Kamis, 18 Februari 2010

Book Review - How to say goodbye in robot

How did I miss this one?  Oh right, it was checked out from my library all the time back in the fall/early winter.  Not surprising, since it has a rad cover and, oh yeah, it name-checks robots.  This is exactly the kind of book I would have looooved as a teenager - a la Chbosky's The Perks of Being A Wallflower - which means that as an adult, I also pretty much loved it.  Mysterious depressed boy?  Check.  Teens with weird film interests (John Waters)?  Check.  Close friendship that's so intense it's more intense than a romance?  Check!
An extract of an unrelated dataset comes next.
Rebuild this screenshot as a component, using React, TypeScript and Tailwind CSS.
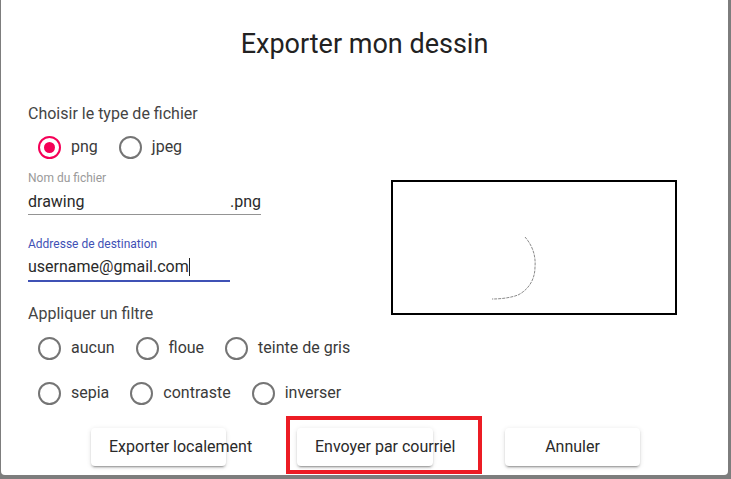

Natalie Standiford's literary YA debut (she also wrote The Dating Game series) had me from the very beginning:

"I turned a corner and came to a small church.  There was a headstone near the path leading to the church's wooden doors.  I stepped closer to read the headstone.  It said FOR THE UNICORN CHILD.  That is so cool, I thought.  What a funky town this was.  I imagined a neighborhood Legend of the Unicorn Child, about a one-horned little boy who'd died tragically, hit by a car or shot by a mugger or maybe poisoned by lawn pesticides.  The story of the Unicorn Child was so real to these people they'd erected a stone in his memory.  Then I read it again.  The stone didn't say FOR THE UNICORN CHILD.  It said FOR THE UNBORN CHILD" (p. 9).

Bea, the narrator, was just the right amount quirky.  Something about her and Ghost Boy's relationship/friendship, at least to me, conjured up Daniel Clowe's Ghost World.  But what I loved about this book was that it wasn't just quirky for the sake of being quirky.  It managed coming-of-age realizations, captured those senior year feeling so well, and squeezed in an interesting mystery too.

I don't know about anyone else out there (okay, I guess I do, since this book had several starred reviews and was a BBYA selection), but I can't wait to see what else Standiford has up her sleeve.

Minggu, 14 Februari 2010

Nerd break

I took a break from reading upcoming and current year YA to read one of last year's BBYA books, Julie Halpern's Into the Wild Nerd Yonder.  And I'm so glad I did.  I met Julie at a conference a few years ago when her first book, Get Well Soon, was just hitting the shelves.  I enjoyed meeting her so much that I bought her book at the conference for myself and read it in one sitting that night.  It was smart and sad and still humorous in moments.  It flew off the shelf at my library and so I was completely excited to get an ARC of her latest book.  But then somehow, I got bogged down in other reading and it got lost in my bookshelf until it was time to move, which is when I found it and put it in my suitcase.

And I'm super glad I did.  I have never really enjoyed a book the way I enjoyed this one.  What I loved most about it was the way it achieved so many things, all in one book.  Moments where I am cracking up so hard I almost pee my pants?  Check.  Touching older brother - younger sister moments?  Check.  Awesome skirt making?  Check.  Makes you feel all warm and fuzzy like everything is right in the world?  Check.

It was such an endearing story with characters that will stick with me for a long time.  I can't believe I didn't read the ARC last summer when I got it, but then I'm so happy I found it so that I could, for one day, just really, really enjoy what I'm reading.  With BFYA picking up steam, it was great to take a break for one day and remind myself what best books for teens are like.  And I've found one of my new favorite YA books to recommend.

Now, back to my regularly scheduled reading.